03 · Retrieval-Augmented Generation (RAG)

How agents find relevant context from large codebases, wikis, and documentation without hallucinating.


The Problem RAG Solves

LLMs have two fundamental limitations for dev automation:

  1. Training cutoff — they don't know your codebase, your internal APIs, or your team's decisions
  2. Context window limits — you can't fit an entire codebase into one prompt

RAG solves both: instead of baking knowledge into the model, you retrieve relevant context at query time and inject it into the prompt.

graph LR
    A[JIRA Ticket] --> B[Query Encoder]
    B --> C[Vector Search]
    D[Code Index + Docs] --> C
    C --> E[Top-K Relevant Chunks]
    E --> F[Augmented Prompt]
    A --> F
    F --> G[LLM]
    G --> H[Code Change / Analysis]

RAG vs. Fine-Tuning

Approach Best For Limitations
RAG Frequently changing knowledge (code, docs, tickets) Retrieval quality depends on chunks and embeddings
Fine-tuning Consistent style, patterns, and behaviour Expensive to retrain, static knowledge snapshot
RAG + Fine-tuning Style from fine-tuning, facts from RAG Most complex, highest quality

Default to RAG

For codebase knowledge, always use RAG. Code changes constantly — fine-tuning on a codebase snapshot is outdated the moment the next PR merges.


The RAG Pipeline

Stage What Happens Tools
1. Indexing Split documents → embed → store in vector DB LangChain, LlamaIndex, custom
2. Retrieval Embed query → similarity search → top-K chunks Pinecone, Weaviate, pgvector
3. Reranking Re-score top-K chunks for relevance to the query Cohere Rerank, cross-encoder
4. Augmentation Inject retrieved chunks into the LLM prompt LangChain PromptTemplate
5. Generation LLM answers grounded in retrieved context OpenAI, Anthropic, Ollama

What to Index for Dev Automation

Corpus Content Value
Source code Java classes, interfaces, Spring beans Find the right service and method
Test code JUnit tests, Playwright scripts Understand expected behaviour
OpenAPI specs Swagger YAML/JSON Understand API contracts
JIRA history Past bugs, resolutions, ADRs Find similar past issues
Confluence / docs Architecture docs, runbooks Understand system design
Git history Commit messages, PR descriptions Understand change intent

Retrieval Quality Factors

Good RAG is mostly about retrieval quality, not generation quality. The LLM is only as good as the context it receives.

Factor Impact
Chunk size Too small → context fragmented; too large → irrelevant content included
Chunk overlap Overlap prevents splitting important context across boundaries
Embedding model quality Code-specific models outperform general ones for source code
Metadata filtering Filter by service name, language, file type before vector search
Hybrid search Keyword + vector combined — best recall for uncommon identifiers
Reranking A cross-encoder reranker dramatically improves top-5 relevance

Deep Dive: RAG Pipeline — Indexing strategies, chunking code, hybrid search
Deep Dive: Advanced RAG Patterns — HyDE, self-query, multi-hop retrieval


RAG for Code: Special Considerations

Code is not prose. Naive text chunking breaks class and method boundaries.

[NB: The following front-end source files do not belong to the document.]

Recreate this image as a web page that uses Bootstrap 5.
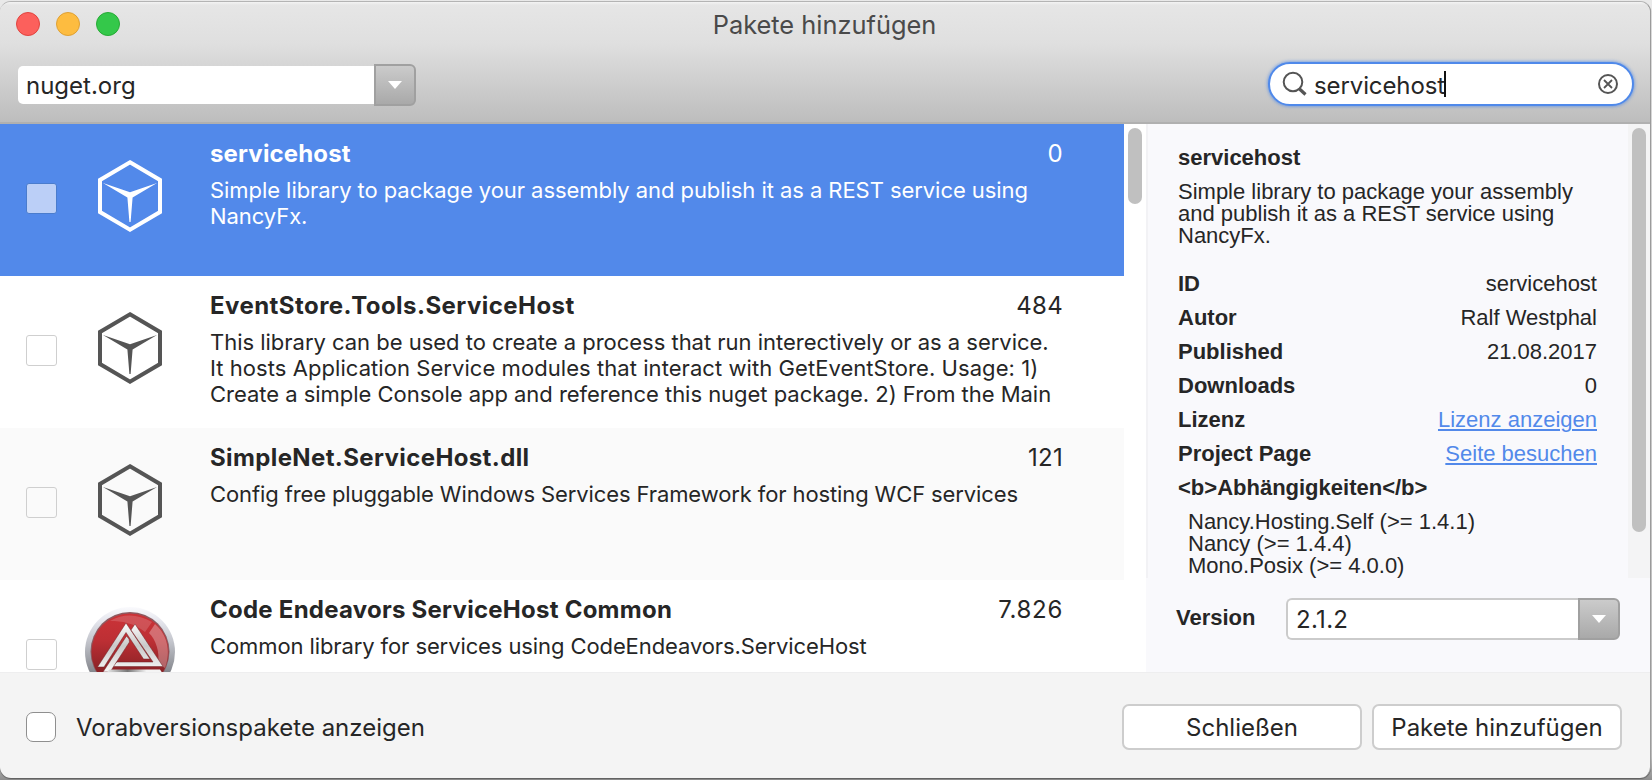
<!DOCTYPE html>
<html lang="de">
<head>
<meta charset="utf-8">
<title>Pakete hinzufügen</title>
<link href="https://cdn.jsdelivr.net/npm/bootstrap@5.3.0/dist/css/bootstrap.min.css" rel="stylesheet">
<style>
  html, body { height: 100%; }
  body { font-family: Inter, "Liberation Sans", sans-serif; color: #262626; background: linear-gradient(#e9e9e9, #c6c6c6 97%, #8e8e8e); overflow: hidden; padding-top: 1px; }
  .win { width: 1651px; height: 777px; background: #f4f4f4; border-radius: 11px; border-top: 1px solid #b4b4b4; border-right: 1px solid #9b9b9b; overflow: hidden; box-shadow: 0 1px 1px #5f5f5f; }
  .win-head { height: 122px; background: linear-gradient(#f4f4f4 0, #e6e6e6 3px, #dfdfdf 35%, #bdbdbd 100%); border-bottom: 2px solid #b0b0b0; padding: 8px 16px 0 18px; }
  .lights { margin-left: -2px; gap: 16px; width: 300px; margin-top: 2px; }
  .light { width: 24px; height: 24px; border: 1px solid; }
  .win-title { font-size: 25.4px; line-height: 30px; color: #4a4a4a; }
  .combo { height: 42px; font-size: 24px; }
  .combo-arrow { width: 42px; height: 42px; border: 2px solid #a0a0a0; border-radius: 0 6px 6px 0; background: linear-gradient(#cbcbcb, #a9a9a9); }
  .combo-src { width: 356px; height: 38px; background: #fff; border-radius: 5px 0 0 5px; line-height: 40px; padding-left: 8px; }
  .combo-ver { width: 292px; height: 42px; background: #fff; border: 2px solid #cbcbcb; border-right: 0; border-radius: 6px 0 0 6px; line-height: 39px; padding-left: 8px; letter-spacing: .3px; }
  .tools { margin-top: 24px; }
  .search { width: 366px; height: 44px; border: 2px solid #4f89ea; background: #fff; border-radius: 22px; font-size: 24px; box-shadow: 0 0 3px 1px rgba(79,137,234,.6); padding: 0 14px 0 11px; margin-top: -2px; }
  .search-text { line-height: 30px; margin: 3px 0 0 7px; letter-spacing: -.1px; }
  .caret-bar { width: 2px; height: 26px; background: #111; margin-left: -1px; }
  .main-area { height: 548px; }
  .pkg-list { width: 1124px; overflow: hidden; }
  .pkg { height: 152px; flex: none; padding-left: 26px; }
  .pkg.alt { background: #fafafa; }
  .pkg.active { background: #5289ea; color: #fff; }
  .tick { width: 31px; height: 31px; margin-top: 59px; border: 1px solid #cfcfcf; border-radius: 3px; background: #fff; flex: none; }
  .active .tick { background: #bbcff7; border-color: #4a7ccd; }
  .pkg-icon { width: 92px; height: 92px; margin: 26px 0 0 27px; flex: none; color: #555; }
  .active .pkg-icon { color: #fff; }
  .pkg-body { width: 853px; margin: 15px 0 0 34px; flex: none; }
  .pkg-name { font-size: 24px; line-height: 30px; font-weight: 700; letter-spacing: .25px; }
  .pkg-count { font-size: 24px; line-height: 30px; letter-spacing: .3px; }
  .pkg-desc { font-size: 22px; line-height: 26px; margin-top: 8px; white-space: nowrap; }
  .bar-l { width: 22px; padding: 4px 4px 0; background: #fff; }
  .thumb { width: 14px; border-radius: 7px; background: #c0c0c0; }
  .pane { width: 504px; background: #f9f9fc; font-family: "Liberation Sans", Arial, sans-serif; font-size: 22px; line-height: 22px; }
  .pane-body { height: 454px; border-left: 2px solid #f2f2f5; }
  .info { padding: 23px 31px 0 30px; }
  .info a { color: #5289ea; text-decoration-thickness: 1.5px; text-underline-offset: 2px; }
  .rows { margin-top: 26px; gap: 12px; }
  .bar-r { width: 22px; background: #f4f4f5; padding: 4px 4px 0; }
  .ver-row { padding: 20px 30px 0; }
  .ver-row .fw-bold { margin-top: 9px; }
  .ver-row .combo { font-family: Inter, sans-serif; }
  .foot { border-top: 1px solid #eeeeef; padding: 31px 28px 0 26px; height: 106px; font-size: 24px; }
  .foot-check { width: 30px; height: 30px; border: 1px solid #8f8f8f; border-radius: 7px; background: #fff; margin-top: 8px; }
  .foot-label { margin: 8px 0 0 20px; line-height: 32px; }
  .mac-btn { height: 46px; border: 2px solid #cdcdcd; border-radius: 7px; background: #fff; font-size: 24px; line-height: 30px; padding: 2px 0 0; color: #262626; }
</style>
</head>
<body>
<svg width="0" height="0" class="position-absolute">
  <symbol id="cube" viewBox="0 0 92 92">
    <path d="M46 12.300 76 30v32L46 79.700 16 62V30z" fill="none" stroke="currentColor" stroke-width="4"/>
    <path d="M19 33 46 42.200 73 33 48.600 47.500 46.600 72h-1.200L43.400 47.500z" fill="currentColor"/>
  </symbol>
  <symbol id="down" viewBox="0 0 14 8"><path d="M0 0h14L7 8z" fill="#fff"/></symbol>
</svg>
<div class="win d-flex flex-column">
  <header class="win-head">
    <div class="d-flex align-items-start">
      <div class="lights d-flex">
        <span class="light rounded-circle" style="background:#fc605c;border-color:#e0443f"></span>
        <span class="light rounded-circle" style="background:#fdbc40;border-color:#dea034"></span>
        <span class="light rounded-circle" style="background:#34c84a;border-color:#27aa35"></span>
      </div>
      <div class="win-title flex-grow-1 text-center" style="margin-right:301px">Pakete hinzufügen</div>
    </div>
    <div class="tools d-flex justify-content-between">
      <div class="combo d-flex align-items-center">
        <div class="combo-src">nuget.org</div>
        <div class="combo-arrow d-flex align-items-center justify-content-center"><svg width="14" height="8"><use href="#down"/></svg></div>
      </div>
      <div class="search d-flex align-items-center">
        <svg width="26" height="26" viewBox="0 0 26 26" fill="none" stroke="#555"><circle cx="12" cy="11" r="9.300" stroke-width="2"/><path d="M18 17.500 24.500 23.500" stroke-width="3.200"/></svg>
        <span class="search-text">servicehost</span><span class="caret-bar"></span>
        <svg class="ms-auto" width="20" height="20" viewBox="0 0 20 20" fill="none" stroke="#555"><circle cx="10" cy="10" r="9" stroke-width="2"/><path d="m6 6 8 8m0-8-8 8" stroke-width="1.800"/></svg>
      </div>
    </div>
  </header>
  <main class="main-area d-flex bg-white">
    <section class="pkg-list d-flex flex-column">
      <article class="pkg active d-flex">
        <span class="tick"></span><svg class="pkg-icon"><use href="#cube"/></svg>
        <div class="pkg-body"><div class="d-flex justify-content-between"><span class="pkg-name" style="letter-spacing:.15px">servicehost</span><span class="pkg-count">0</span></div>
        <div class="pkg-desc" style="letter-spacing:-.06px">Simple library to package your assembly and publish it as a REST service using<br>NancyFx.</div></div>
      </article>
      <article class="pkg d-flex">
        <span class="tick"></span><svg class="pkg-icon"><use href="#cube"/></svg>
        <div class="pkg-body"><div class="d-flex justify-content-between"><span class="pkg-name" style="letter-spacing:.45px">EventStore.Tools.ServiceHost</span><span class="pkg-count">484</span></div>
        <div class="pkg-desc"><span style="letter-spacing:-.02px">This library can be used to create a process that run interectively or as a service.</span><br><span style="letter-spacing:.06px">It hosts Application Service modules that interact with GetEventStore. Usage: 1)</span><br><span style="letter-spacing:-.03px">Create a simple Console app and reference this nuget package. 2) From the Main</span></div></div>
      </article>
      <article class="pkg alt d-flex">
        <span class="tick bg-transparent"></span><svg class="pkg-icon"><use href="#cube"/></svg>
        <div class="pkg-body"><div class="d-flex justify-content-between"><span class="pkg-name" style="letter-spacing:.38px">SimpleNet.ServiceHost.dll</span><span class="pkg-count">121</span></div>
        <div class="pkg-desc" style="letter-spacing:-.11px">Config free pluggable Windows Services Framework for hosting WCF services</div></div>
      </article>
      <article class="pkg d-flex">
        <span class="tick"></span>
        <svg class="pkg-icon" viewBox="0 0 92 92">
          <defs>
            <linearGradient id="rim" x2="0" y2="1"><stop offset="0" stop-color="#fafafd"/><stop offset=".15" stop-color="#e6e7ee"/><stop offset=".4" stop-color="#c0c2c9"/><stop offset=".75" stop-color="#808288"/></linearGradient>
            <linearGradient id="red" x2="0" y2="1"><stop offset="0" stop-color="#cb3338"/><stop offset=".35" stop-color="#bd2f34"/><stop offset=".75" stop-color="#8a2226"/></linearGradient>
            <linearGradient id="steel" gradientUnits="userSpaceOnUse" x1="0" y1="16" x2="0" y2="64"><stop offset="0" stop-color="#fff"/><stop offset=".5" stop-color="#c9c9c9"/><stop offset="1" stop-color="#f4f4f4"/></linearGradient>
            <linearGradient id="base" gradientUnits="userSpaceOnUse" x1="22" y1="0" x2="76" y2="0"><stop offset="0" stop-color="#eee"/><stop offset=".4" stop-color="#777"/><stop offset=".75" stop-color="#f4f4f4"/></linearGradient>
          </defs>
          <circle cx="46" cy="46" r="45" fill="url(#rim)"/>
          <circle cx="46" cy="45.500" r="39.500" fill="#8d5a60"/>
          <circle cx="46" cy="46" r="38.500" fill="url(#red)"/>
          <path d="M26 15C40 7 54 8 68 16L61 26C50 17 38 15 26 15z" fill="#fff" opacity=".16"/>
          <path d="M71 18C84 29 87 47 81 62L74 58C76 46 72 34 65 27z" fill="#fff" opacity=".3"/>
          <g fill="url(#steel)" stroke="#6e2226" stroke-width=".5">
            <path d="M42 17 13.500 61h6.500L42 26.500 59.500 53h6.500z"/>
            <path d="M47 24 51 18 79 60.500H27.500l5.500-4.500h36z"/>
            <path d="M45 33 42.500 30 19 66h7L45.500 36z"/>
          </g>
          <path d="M25 63.500h51l2 3H23z" fill="url(#base)"/>
        </svg>
        <div class="pkg-body"><div class="d-flex justify-content-between"><span class="pkg-name">Code Endeavors ServiceHost Common</span><span class="pkg-count" style="letter-spacing:.7px">7.826</span></div>
        <div class="pkg-desc" style="letter-spacing:-.1px">Common library for services using CodeEndeavors.ServiceHost</div></div>
      </article>
    </section>
    <div class="bar-l"><div class="thumb" style="height:76px"></div></div>
    <aside class="pane">
      <div class="pane-body d-flex">
        <div class="info flex-grow-1">
          <div class="fw-bold">servicehost</div>
          <div style="margin-top:12px" class="text-nowrap">Simple library to package your assembly<br>and publish it as a REST service using<br>NancyFx.</div>
          <div class="rows d-flex flex-column">
            <div class="d-flex justify-content-between"><b>ID</b><span>servicehost</span></div>
            <div class="d-flex justify-content-between"><b>Autor</b><span>Ralf Westphal</span></div>
            <div class="d-flex justify-content-between"><b>Published</b><span>21.08.2017</span></div>
            <div class="d-flex justify-content-between"><b>Downloads</b><span>0</span></div>
            <div class="d-flex justify-content-between"><b>Lizenz</b><a href="#">Lizenz anzeigen</a></div>
            <div class="d-flex justify-content-between"><b>Project Page</b><a href="#">Seite besuchen</a></div>
            <b>&lt;b&gt;Abhängigkeiten&lt;/b&gt;</b>
            <div style="padding-left:10px">Nancy.Hosting.Self (&gt;= 1.4.1)<br>Nancy (&gt;= 1.4.4)<br>Mono.Posix (&gt;= 4.0.0)</div>
          </div>
        </div>
        <div class="bar-r"><div class="thumb" style="height:404px"></div></div>
      </div>
      <div class="ver-row d-flex justify-content-between">
        <span class="fw-bold">Version</span>
        <div class="combo d-flex">
          <div class="combo-ver">2.1.2</div>
          <div class="combo-arrow d-flex align-items-center justify-content-center"><svg width="14" height="8"><use href="#down"/></svg></div>
        </div>
      </div>
    </aside>
  </main>
  <footer class="foot d-flex align-items-start">
    <span class="foot-check"></span>
    <span class="foot-label">Vorabversionspakete anzeigen</span>
    <button class="btn mac-btn ms-auto" style="width:240px">Schließen</button>
    <button class="btn mac-btn" style="width:250px;margin-left:10px">Pakete hinzufügen</button>
  </footer>
</div>
<script src="https://cdn.jsdelivr.net/npm/bootstrap@5.3.0/dist/js/bootstrap.bundle.min.js"></script>
</body>
</html>
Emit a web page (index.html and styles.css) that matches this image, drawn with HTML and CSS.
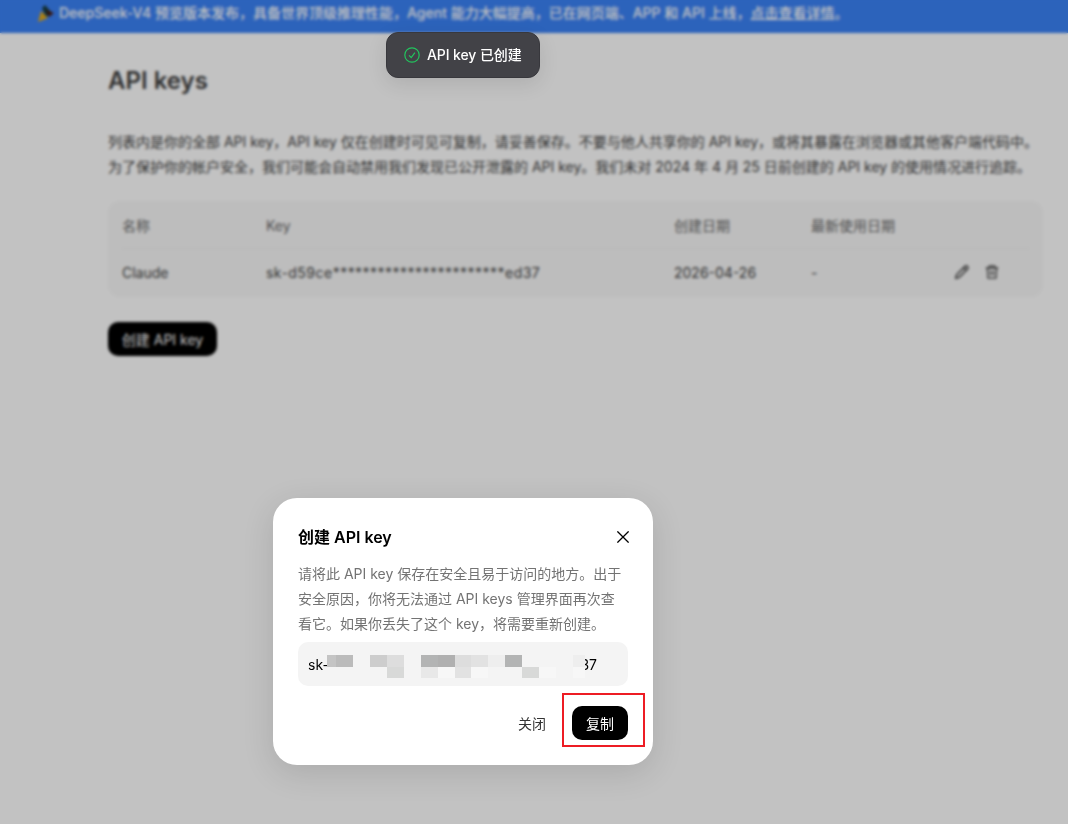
FILE: index.html
```html
<!DOCTYPE html>
<html lang="zh-CN">
<head>
  <meta charset="UTF-8">
  <meta name="viewport" content="width=device-width, initial-scale=1.0">
  <title>API keys</title>
  <link rel="stylesheet" href="styles.css">
</head>
<body>
  <div class="page">
    <div class="banner">
      <svg class="party" width="17" height="17" viewBox="0 0 17 17">
        <path d="M5 3 L8 0 L15 8 L9 12 Z" fill="#173b3c"/>
        <path d="M9 5 L17 8 L12 12 Z" fill="#4a1a10"/>
        <path d="M1 17 L4 6 L11 13 Z" fill="#e2a917"/>
      </svg>
      <span>DeepSeek-V4 预览版本发布，具备世界顶级推理性能，Agent 能力大幅提高，已在网页端、APP 和 API 上线，<a href="#">点击查看详情</a>。</span>
    </div>

    <main class="content">
      <h1>API keys</h1>
      <p class="intro">列表内是你的全部 API key，API key 仅在创建时可见可复制，请妥善保存。不要与他人共享你的 API key，或将其暴露在浏览器或其他客户端代码中。<br>为了保护你的帐户安全，我们可能会自动禁用我们发现已公开泄露的 API key。我们未对 2024 年 4 月 25 日前创建的 API key 的使用情况进行追踪。</p>

      <div class="key-table">
        <div class="row head">
          <span>名称</span>
          <span>Key</span>
          <span>创建日期</span>
          <span>最新使用日期</span>
          <span></span>
        </div>
        <div class="row">
          <span>Claude</span>
          <span class="key">sk-d59ce***********************ed37</span>
          <span>2026-04-26</span>
          <span>-</span>
          <span class="actions">
            <svg width="16" height="16" viewBox="0 0 16 16" fill="none" stroke="currentColor" stroke-width="1.5">
              <path d="M1.8 14.2 L2.6 10.8 L11 2.4 Q12.2 1.2 13.4 2.4 Q14.8 3.7 13.6 5 L5.2 13.4 Z M9.6 3.8 L12.2 6.4"/>
            </svg>
            <svg width="16" height="16" viewBox="0 0 16 16" fill="none" stroke="currentColor" stroke-width="1.3">
              <path d="M1.8 4 H14.2 M5.4 4 V1.8 H10.6 V4 M3.4 4 L4 14.2 H12 L12.6 4 M6.6 6.8 V11.2 M9.4 6.8 V11.2"/>
            </svg>
          </span>
        </div>
      </div>

      <button class="btn create-btn">创建 API key</button>
    </main>
  </div>

  <div class="overlay"></div>

  <div class="toast">
    <svg width="16" height="16" viewBox="0 0 16 16" fill="none" stroke="#22c55e" stroke-width="1.2">
      <circle cx="8" cy="8" r="7.2"/>
      <path d="M5 8.4 L7.2 10.5 L10.9 5.6"/>
    </svg>
    <span>API key 已创建</span>
  </div>

  <div class="modal">
    <div class="modal-header">
      <h2>创建 API key</h2>
      <svg class="close" width="12" height="12" viewBox="0 0 12 12" fill="none" stroke="#000" stroke-width="1.3">
        <path d="M0.4 0.4 L11.6 11.6 M11.6 0.4 L0.4 11.6"/>
      </svg>
    </div>
    <p class="modal-text">请将此 API key 保存在安全且易于访问的地方。出于<br>安全原因，你将无法通过 API keys 管理界面再次查<br>看它。如果你丢失了这个 key，将需要重新创建。</p>
    <div class="key-box">
      <span>sk-</span>
      <span class="key-end">37</span>
      <div class="mosaic">
        <i class="c4"></i><i class="bb"></i><i></i><i class="cd"></i><i class="dd"></i><i></i><i class="b3"></i><i class="b0"></i><i class="dd"></i><i class="e2"></i><i class="ee"></i><i class="b3"></i><i></i><i></i><i></i><i class="ee"></i>
        <i></i><i></i><i></i><i></i><i class="d8"></i><i></i><i class="e8"></i><i class="f7"></i><i class="e2"></i><i class="f7"></i><i></i><i></i><i class="d8"></i><i class="f7"></i><i></i><i class="f7"></i>
      </div>
    </div>
    <div class="modal-footer">
      <button class="btn plain-btn">关闭</button>
      <button class="btn copy-btn">复制</button>
    </div>
  </div>
</body>
</html>
```
FILE: styles.css
```css
* {
  box-sizing: border-box;
}
body {
  margin: 0;
  height: 824px;
  overflow: hidden;
  background-color: #fff;
  color: #404040;
  font-family: Inter, "Noto Sans CJK SC", sans-serif;
  font-size: 14px;
}
.page {
  height: 824px;
}
.banner {
  display: flex;
  height: 33px;
  padding: 0 0 7px 37px;
  align-items: center;
  gap: 5px;
  background-color: #3b82f6;
  color: #fff;
  font-weight: 500;
  white-space: nowrap;
}
.banner span {
  padding-bottom: 2px;
}
.banner a {
  color: inherit;
}
.content {
  padding: 32px 25px 0 108px;
}
h1 {
  margin: 0 0 32px;
  font-size: 24px;
  line-height: 32px;
  font-weight: 600;
}
.intro {
  margin: 0 0 22px;
  line-height: 25px;
  white-space: nowrap;
}
.key-table {
  height: 96px;
  padding: 1px 14px;
  border-radius: 12px;
  background-color: #f9f9f9;
}
.row {
  display: grid;
  grid-template-columns: 144px 408px 137px 143px 1fr;
  height: 46px;
  align-items: center;
}
.head {
  height: 47px;
  border-bottom: 1px solid #eee;
  color: #666;
}
.key {
  letter-spacing: 0.48px;
}
.actions {
  display: flex;
  gap: 14px;
}
/* Buttons */
.btn {
  height: 34px;
  padding: 0;
  border: none;
  border-radius: 10px;
  font-family: inherit;
  font-size: 14px;
  cursor: pointer;
}
.create-btn {
  width: 109px;
  margin-top: 25px;
  background-color: #000;
  color: #fff;
}
.overlay {
  position: fixed;
  inset: 0;
  background-color: rgba(0, 0, 0, 0.24);
  backdrop-filter: blur(1.7px);
}
/* Toast */
.toast {
  position: fixed;
  top: 32px;
  left: 386px;
  display: flex;
  width: 154px;
  height: 46px;
  padding-left: 17px;
  align-items: center;
  gap: 7px;
  border: 1px solid #38383d;
  border-radius: 12px;
  background-color: #424247;
  color: #fff;
  font-weight: 500;
  box-shadow: 0 6px 20px rgba(0, 0, 0, 0.1);
  white-space: nowrap;
}
.toast span {
  padding-bottom: 2px;
  letter-spacing: -0.1px;
}
/* Modal styles */
.modal {
  position: fixed;
  top: 498px;
  left: 273px;
  width: 380px;
  height: 267px;
  padding: 25px;
  border-radius: 24px;
  background-color: #fff;
  box-shadow: 0 8px 32px rgba(0, 0, 0, 0.12);
}
.modal-header {
  display: flex;
  height: 28px;
  margin-right: -1px;
  align-items: center;
  justify-content: space-between;
}
h2 {
  margin: 0;
  padding-bottom: 2px;
  color: #000;
  font-size: 16px;
  font-weight: 600;
}
.modal-text {
  margin: 10px 0 6px;
  color: #737373;
  line-height: 25px;
  white-space: nowrap;
}
.key-box {
  position: relative;
  display: flex;
  height: 44px;
  padding: 0 31px 0 10px;
  align-items: center;
  justify-content: space-between;
  border-radius: 10px;
  background-color: #f4f4f4;
  color: #000;
}
.mosaic {
  position: absolute;
  top: 13px;
  left: 29px;
  display: grid;
  grid-template-columns: 9px repeat(7, 17px) 16px repeat(6, 17px) 12px;
  grid-template-rows: 12px 11px;
}
.mosaic i {
  background-color: #f4f4f4;
}
.mosaic .b0 { background-color: #b0b0b0; }
.mosaic .b3 { background-color: #b3b4b4; }
.mosaic .bb { background-color: #bbb; }
.mosaic .c4 { background-color: #c4c4c4; }
.mosaic .cd { background-color: #cdcdcd; }
.mosaic .d8 { background-color: #d8d9d8; }
.mosaic .dd { background-color: #ddd; }
.mosaic .e2 { background-color: #e2e2e2; }
.mosaic .e8 { background-color: #e8e8e8; }
.mosaic .ee { background-color: #eee; }
.mosaic .f7 { background-color: #f7f7f7; }
.modal-footer {
  display: flex;
  margin-top: 20px;
  justify-content: flex-end;
  gap: 12px;
}
.plain-btn {
  width: 56px;
  background-color: transparent;
  color: #333;
}
.copy-btn {
  position: relative;
  width: 56px;
  background-color: #000;
  color: #fff;
}
/* red frame around the copy button */
.copy-btn::after {
  content: "";
  position: absolute;
  top: -13px;
  left: -10px;
  width: 79px;
  height: 50px;
  border: 2px solid #ed1c24;
}
```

Language Construct Recommended Chunk Boundary
Java class One chunk per class file (or per public method for large classes)
Interface + implementations Keep interface and its primary implementation in the same chunk
Spring Boot controller One chunk per controller with all its endpoint methods
Playwright test One chunk per test() or describe() block

AST-Based Chunking

Production code indexers parse the AST (Abstract Syntax Tree) to split at method/class boundaries rather than character count. Tools like Tree-sitter support this for Java, TypeScript, Python.